Mutations and Subscriptions

Mutations are the GraphQL equivalent of POST/PUT/DELETE — they change server state and return the updated data. Subscriptions are persistent connections (typically over WebSocket) where the server pushes updates to subscribed clients when relevant events occur. The pubsub.publish / asyncIterator pattern connects mutations to subscriptions: when a mutation creates a post, it publishes to a named channel; the subscription resolver filters events from that channel and forwards matching ones to each subscribed client. In production, replace the default in-memory PubSub with a Redis-backed implementation to support multiple server instances.

javascriptconst resolvers = {
  Mutation: {
    createPost: async (_, { input }, { user, loaders }) => {
      if (!user) throw new GraphQLError('Unauthorized', {
        extensions: { code: 'UNAUTHENTICATED' }
      });

      const post = await db.posts.create({ ...input, authorId: user.id });

      // Publish to subscribers:
      await pubsub.publish('POST_CREATED', { postCreated: post });

      // Clear relevant caches:
      loaders.posts.clear(user.id);

      return post;
    }
  },

  Subscription: {
    postCreated: {
      subscribe: () => pubsub.asyncIterator('POST_CREATED'),
      // Filter: only send posts from authors the user follows
      filter: (payload, variables, context) =>
        context.user.followingIds.includes(payload.postCreated.authorId)
    }
  }
};

Query Complexity and Depth Limiting

GraphQL's flexibility is also its security risk: a client can craft a deeply nested query (users { posts { comments { author { posts { ... } } } } }) that causes exponential database queries and CPU time. Unlike REST where the server controls response shape, GraphQL servers must explicitly defend against malicious or accidental query abuse. Depth limiting prevents deeply nested queries. Complexity limiting assigns a cost score to each field and rejects queries that exceed a total budget. Both checks run during validation before any resolvers are called, so they add negligible overhead to legitimate queries while protecting against abuse.
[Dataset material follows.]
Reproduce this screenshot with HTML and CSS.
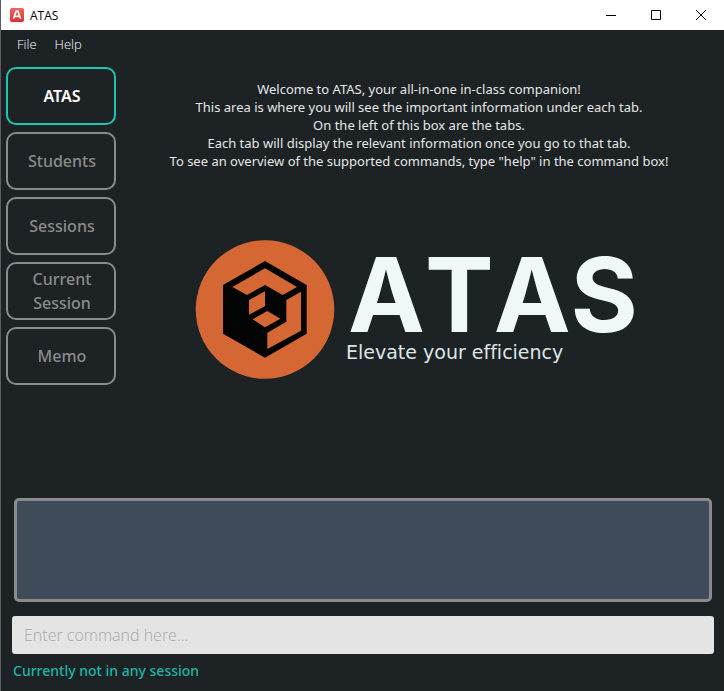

javascriptimport depthLimit from 'graphql-depth-limit';
import { createComplexityLimitRule } from 'graphql-validation-complexity';

const server = new ApolloServer({
  typeDefs,
  resolvers,
  validationRules: [
    depthLimit(10), // max query depth
    createComplexityLimitRule(1000, { // max complexity score
      onCost: (cost) => console.log(`Query complexity: ${cost}`),
    }),
  ],
});

// Without these: a malicious client can nest deeply:
// { users { posts { comments { author { posts { comments { ... } } } } } } }
// This creates exponential DB queries!

Interview Questions

Q: What is the N+1 problem in GraphQL and how does DataLoader solve it? A: When resolving a list of N items, each item's resolver makes 1 more DB query — resulting in N+1 total queries (1 for the list + N for each item). DataLoader intercepts these individual loads within a single event loop tick, batches them into one query (with IN or ANY), and returns results to each individual resolver. Result: N+1 queries → 2 queries.
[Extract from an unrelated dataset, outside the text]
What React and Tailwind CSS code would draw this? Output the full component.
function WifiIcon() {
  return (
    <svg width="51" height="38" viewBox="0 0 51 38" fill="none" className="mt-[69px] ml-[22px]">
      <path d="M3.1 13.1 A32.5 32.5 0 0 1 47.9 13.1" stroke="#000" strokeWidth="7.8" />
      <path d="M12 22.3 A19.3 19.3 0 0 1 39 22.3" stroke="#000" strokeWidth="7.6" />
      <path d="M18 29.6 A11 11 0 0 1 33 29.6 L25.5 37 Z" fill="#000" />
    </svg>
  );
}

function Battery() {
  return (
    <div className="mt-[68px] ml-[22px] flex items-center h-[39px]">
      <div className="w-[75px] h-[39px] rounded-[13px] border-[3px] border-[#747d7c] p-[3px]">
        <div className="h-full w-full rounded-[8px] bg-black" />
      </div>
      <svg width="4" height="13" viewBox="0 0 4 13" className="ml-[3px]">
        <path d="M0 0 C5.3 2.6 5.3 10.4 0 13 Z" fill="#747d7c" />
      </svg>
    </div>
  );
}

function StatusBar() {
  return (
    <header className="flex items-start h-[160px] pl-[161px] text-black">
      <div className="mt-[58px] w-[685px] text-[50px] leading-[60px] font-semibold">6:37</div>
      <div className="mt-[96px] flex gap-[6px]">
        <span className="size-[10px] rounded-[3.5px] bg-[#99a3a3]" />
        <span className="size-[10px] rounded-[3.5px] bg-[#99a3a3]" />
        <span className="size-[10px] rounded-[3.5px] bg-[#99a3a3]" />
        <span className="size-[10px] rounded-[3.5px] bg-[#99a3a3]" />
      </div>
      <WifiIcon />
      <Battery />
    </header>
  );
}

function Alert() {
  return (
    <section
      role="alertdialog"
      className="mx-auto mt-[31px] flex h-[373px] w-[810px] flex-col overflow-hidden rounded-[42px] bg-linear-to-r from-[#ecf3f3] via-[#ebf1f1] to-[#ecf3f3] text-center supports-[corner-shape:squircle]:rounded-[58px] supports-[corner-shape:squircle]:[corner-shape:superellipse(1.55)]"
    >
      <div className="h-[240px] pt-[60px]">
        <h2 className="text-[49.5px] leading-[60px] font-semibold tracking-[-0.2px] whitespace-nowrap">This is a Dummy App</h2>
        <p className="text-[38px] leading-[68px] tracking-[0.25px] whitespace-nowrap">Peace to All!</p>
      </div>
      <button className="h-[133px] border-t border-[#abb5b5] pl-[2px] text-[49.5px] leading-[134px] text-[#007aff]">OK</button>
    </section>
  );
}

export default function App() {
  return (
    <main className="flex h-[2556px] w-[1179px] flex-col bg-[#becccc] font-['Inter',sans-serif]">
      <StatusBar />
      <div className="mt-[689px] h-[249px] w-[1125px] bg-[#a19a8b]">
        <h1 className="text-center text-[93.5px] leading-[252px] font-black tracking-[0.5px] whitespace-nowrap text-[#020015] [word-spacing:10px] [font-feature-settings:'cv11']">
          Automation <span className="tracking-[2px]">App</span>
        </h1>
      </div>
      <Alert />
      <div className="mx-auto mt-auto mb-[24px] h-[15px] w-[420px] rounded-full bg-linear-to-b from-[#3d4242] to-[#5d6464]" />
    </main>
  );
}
Q: Why must DataLoader be created per-request and not globally? A: DataLoader caches values by key within its lifetime. A global DataLoader would cache stale data across requests — user A's data would be cached and served to user B. Per-request DataLoaders start fresh, provide correct per-request caching (same user ID loaded multiple times in one query → one DB call), and are garbage collected when the request finishes.

Q: What is the DataLoader contract for the batch function? A: The batch function receives an array of keys and MUST return a Promise that resolves to an array of values in the EXACT SAME ORDER and LENGTH as the input keys. If a key has no result, return null for that position (or an Error). DataLoader maps results back to individual .load() calls by position.
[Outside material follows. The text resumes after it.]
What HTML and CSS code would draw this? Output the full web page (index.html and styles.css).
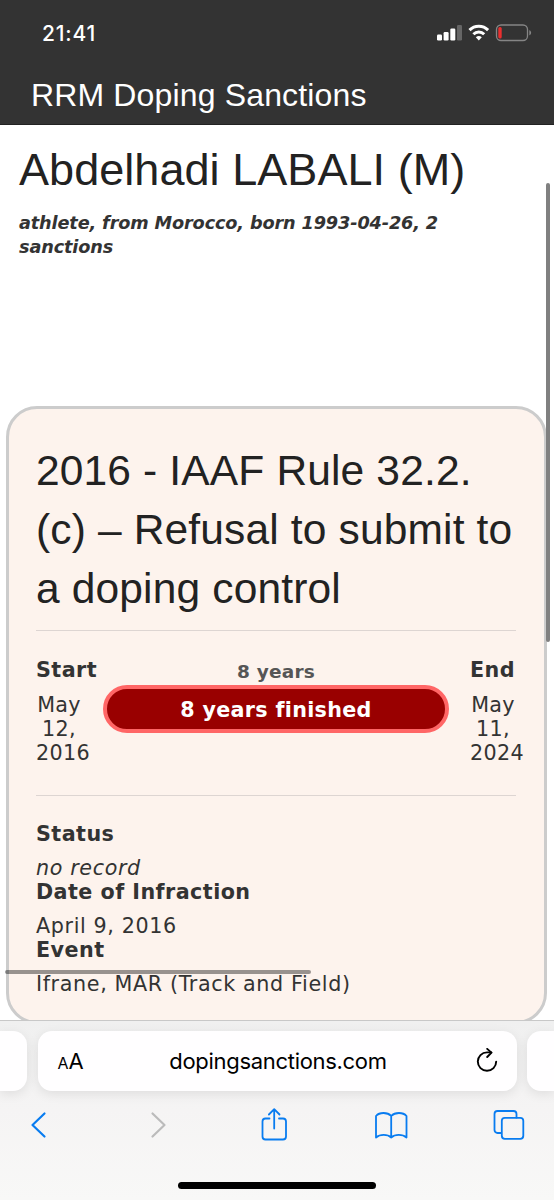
FILE: index.html
```html
<!DOCTYPE html>
<html lang="en">
<head>
  <meta charset="UTF-8" />
  <meta name="viewport" content="width=device-width, initial-scale=1.0" />
  <title>RRM Doping Sanctions</title>
  <link rel="stylesheet" href="styles.css">
</head>
<body>
  <header class="header">
    <div class="status-bar">
      <span class="clock">21:41</span>
      <svg class="status-icons" width="96" height="18" viewBox="0 0 96 18">
        <g fill="#fff">
          <rect x="0" y="10.5" width="5" height="6" rx="1.2"/>
          <rect x="6.6" y="8" width="5" height="8.5" rx="1.2"/>
          <rect x="13.3" y="4.5" width="5" height="12" rx="1.2"/>
          <rect x="20" y="1" width="5" height="15.5" rx="1.2" opacity=".25"/>
        </g>
        <g fill="none" stroke="#fff" stroke-width="3">
          <path d="M32.5 6.1a13.2 13.2 0 0 1 18.6 0"/>
          <path d="M36.4 10.2a7.7 7.7 0 0 1 10.8 0"/>
        </g>
        <path d="M38.8 13.2a4.6 4.6 0 0 1 6 0l-3 3.2z" fill="#fff"/>
        <rect x="59.5" y="1" width="31" height="15.5" rx="4.5" fill="none" stroke="#858585" stroke-width="1.3"/>
        <path d="M92.3 6.2c2.4.6 2.4 4.4 0 5z" fill="#858585"/>
        <rect x="61.3" y="3" width="3.4" height="11.5" rx="1.5" fill="#ea2f2f"/>
      </svg>
    </div>
    <div class="site-title">RRM Doping Sanctions</div>
  </header>

  <main class="main">
    <h1>Abdelhadi LABALI (M)</h1>
    <p class="summary">athlete, from Morocco, born 1993-04-26, 2 sanctions</p>

    <section class="card">
      <h2>2016 - IAAF Rule 32.2.(c) – Refusal to submit to a doping control</h2>

      <div class="period">
        <div class="date">
          <h3>Start</h3>
          <p>May 12, 2016</p>
        </div>
        <div class="duration">
          <div class="years">8 years</div>
          <div class="progress">8 years finished</div>
        </div>
        <div class="date">
          <h3>End</h3>
          <p>May 11, 2024</p>
        </div>
      </div>

      <div class="details">
        <h3>Status</h3>
        <p><em>no record</em></p>
        <h3>Date of Infraction</h3>
        <p>April 9, 2016</p>
        <h3>Event</h3>
        <p>Ifrane, MAR (Track and Field)</p>
      </div>
    </section>

    <div class="scroll-y"></div>
    <div class="scroll-x"></div>
  </main>

  <footer class="browser">
    <div class="tabs">
      <div class="tab-edge left"></div>
      <div class="address">
        <span class="text-size"><small>A</small>A</span>
        <span class="url">dopingsanctions.com</span>
        <svg class="reload" width="24" height="26" viewBox="0 0 24 26" fill="none" stroke="#000" stroke-width="1.9" stroke-linecap="round" stroke-linejoin="round">
          <path d="M21.200 13.600a9.200 9.200 0 1 1-9.200-9.200h4.300"/>
          <path d="M12.200 .900l4.300 3.700-4.300 4.400"/>
        </svg>
      </div>
      <div class="tab-edge right"></div>
    </div>
    <nav class="toolbar">
      <svg width="32" height="36" viewBox="0 0 32 36"><path d="M22.500 6.500L10.500 18l12 11.500"/></svg>
      <svg class="disabled" width="32" height="36" viewBox="0 0 32 36"><path d="M13.500 6.500L25.500 18l-12 11.500"/></svg>
      <svg class="thin" width="32" height="36" viewBox="0 0 32 36">
        <path d="M12.500 11.500H8.500a3 3 0 0 0-3 3V29.500a3 3 0 0 0 3 3H26a3 3 0 0 0 3-3V14.500a3 3 0 0 0-3-3H22"/>
        <path d="M17.200 21.500V2.500M11.900 7.500l5.300-5.300 5.300 5.300"/>
      </svg>
      <svg class="thin" width="34" height="36" viewBox="0 0 34 36">
        <path d="M17.200 9C13.500 5 5.500 5 2 9v21.500c4-3.500 11.500-3.500 15.200 0C21 27 28.500 27 32.500 30.500V9C29 5 21 5 17.200 9zV30.500"/>
      </svg>
      <svg class="thin" width="32" height="36" viewBox="0 0 32 36">
        <path d="M7.800 26H4.500a3 3 0 0 1-3-3V7a3 3 0 0 1 3-3H20.500a3 3 0 0 1 3 3V10.500"/>
        <rect x="8.800" y="10.800" width="21.500" height="21" rx="3"/>
      </svg>
    </nav>
    <div class="home-indicator"></div>
  </footer>
</body>
</html>
```
FILE: styles.css
```css
* {
  box-sizing: border-box;
}

html, body {
  margin: 0;
  padding: 0;
  height: 100%;
}

body {
  display: flex;
  flex-direction: column;
  overflow: hidden;
  background: #fff;
  color: #333;
  font-family: Verdana, "DejaVu Sans", sans-serif;
  font-size: 20.7px;
  line-height: 24px;
}

h1, h2, h3, p {
  margin: 0;
}

.header {
  flex: none;
  height: 125px;
  background: #333;
  border-bottom: 1px solid #222;
  color: #fff;
}

.status-bar {
  display: flex;
  justify-content: space-between;
  align-items: center;
  height: 66px;
  padding: 0 21px 0 42px;
}

.clock {
  padding-top: 2px;
  font-family: Inter, sans-serif;
  font-size: 21px;
  font-weight: 500;
  letter-spacing: 0.8px;
}

.site-title {
  padding-left: 31px;
  font-family: "Liberation Sans", Arial, sans-serif;
  font-size: 32px;
  line-height: 58px;
  letter-spacing: 0.15px;
}

.main {
  position: relative;
  flex: 1;
  min-height: 0;
  overflow: hidden;
}

h1, h2 {
  color: #222;
  font-family: "Liberation Sans", Arial, sans-serif;
  font-weight: normal;
}

h1 {
  padding: 18px 19px 0;
  font-size: 45px;
  line-height: 54px;
  letter-spacing: 0.05px;
}

.summary {
  width: 480px;
  padding: 14px 19px 0;
  font-size: 17.7px;
  font-weight: bold;
  font-style: italic;
  letter-spacing: -0.14px;
}

.card {
  height: 618px;
  margin: 147px 7px 0 6px;
  padding: 32px 28px 0 27px;
  border: 3px solid #ccc;
  border-radius: 31px;
  background: #fdf3ed;
}

h2 {
  padding-bottom: 12px;
  border-bottom: 1px solid #ddd5d2;
  font-size: 42.5px;
  line-height: 59px;
  letter-spacing: 0.15px;
}

h3 {
  font-size: 20.7px;
  line-height: 24px;
  letter-spacing: 0.45px;
}

.period {
  display: grid;
  grid-template-columns: 67px 346px 46px;
  column-gap: 0;
  height: 165px;
  padding-top: 27px;
  border-bottom: 1px solid #ddd5d2;
}

.date:last-child {
  margin-left: 21px;
}

.date p {
  width: 46px;
  padding-top: 11px;
  text-align: center;
  letter-spacing: 0.3px;
}

.duration {
  padding-top: 2px;
  font-weight: bold;
  text-align: center;
}

.years {
  color: #555;
  font-size: 18.5px;
  letter-spacing: 0.2px;
}

.progress {
  height: 48px;
  margin-top: 1px;
  border: 4px solid #f66;
  border-radius: 24px;
  background: #900;
  color: #fff;
  line-height: 42px;
  letter-spacing: 0.3px;
}

.details {
  padding-top: 26px;
}

.details p {
  padding-top: 10px;
  letter-spacing: 0.62px;
}

.scroll-y {
  position: absolute;
  top: 58px;
  right: 4px;
  width: 4px;
  height: 459px;
  border-radius: 2px;
  background: #808080;
}

.scroll-x {
  position: absolute;
  top: 845px;
  left: 5px;
  width: 306px;
  height: 4px;
  border-radius: 2px;
  background: rgba(0, 0, 0, 0.4);
}

.browser {
  flex: none;
  height: 180px;
  border-top: 1px solid #c8c8c8;
  background: linear-gradient(#f0f0f0, #f5f4f4 50%, #f8f8f7);
}

.tabs {
  display: flex;
  justify-content: space-between;
  height: 60px;
  margin-top: 10px;
}

.address, .tab-edge {
  background: #fffeff;
  box-shadow: 0 3px 12px rgba(0, 0, 0, 0.09);
}

.address {
  display: flex;
  justify-content: space-between;
  align-items: center;
  width: 479px;
  padding: 0 17px 0 20px;
  border-radius: 14px;
  color: #000;
  font-family: Inter, sans-serif;
}

.text-size {
  width: 28px;
  padding-top: 2px;
  font-size: 22px;
}

.text-size small {
  font-size: 16px;
}

.url {
  margin-right: 5px;
  font-size: 22px;
  letter-spacing: -0.3px;
}

.tab-edge {
  width: 27px;
}

.left {
  border-radius: 0 14px 14px 0;
}

.right {
  border-radius: 14px 0 0 14px;
}

.toolbar {
  display: flex;
  justify-content: space-between;
  padding: 16px 29px 0 22px;
}

.toolbar svg {
  fill: none;
  stroke: #087cf0;
  stroke-width: 2.2;
  stroke-linecap: round;
  stroke-linejoin: round;
}

.toolbar .thin {
  stroke-width: 1.8;
}

.toolbar .disabled {
  stroke: #bbb;
}

.home-indicator {
  width: 198px;
  height: 7px;
  margin: 39px auto 0;
  border-radius: 4px;
  background: #000;
}
```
Q: How do you handle authorization in GraphQL vs REST? A: REST: authorization per route (middleware). GraphQL: all through one endpoint — authorization must happen in resolvers or as a middleware layer. Options: (1) In each resolver (fine-grained but verbose). (2) Schema directives (@auth). (3) GraphQL Shield library (permission rules as middleware). (4) Move auth check to a service layer called from resolvers. Never expose sensitive fields without checking permissions in the resolver.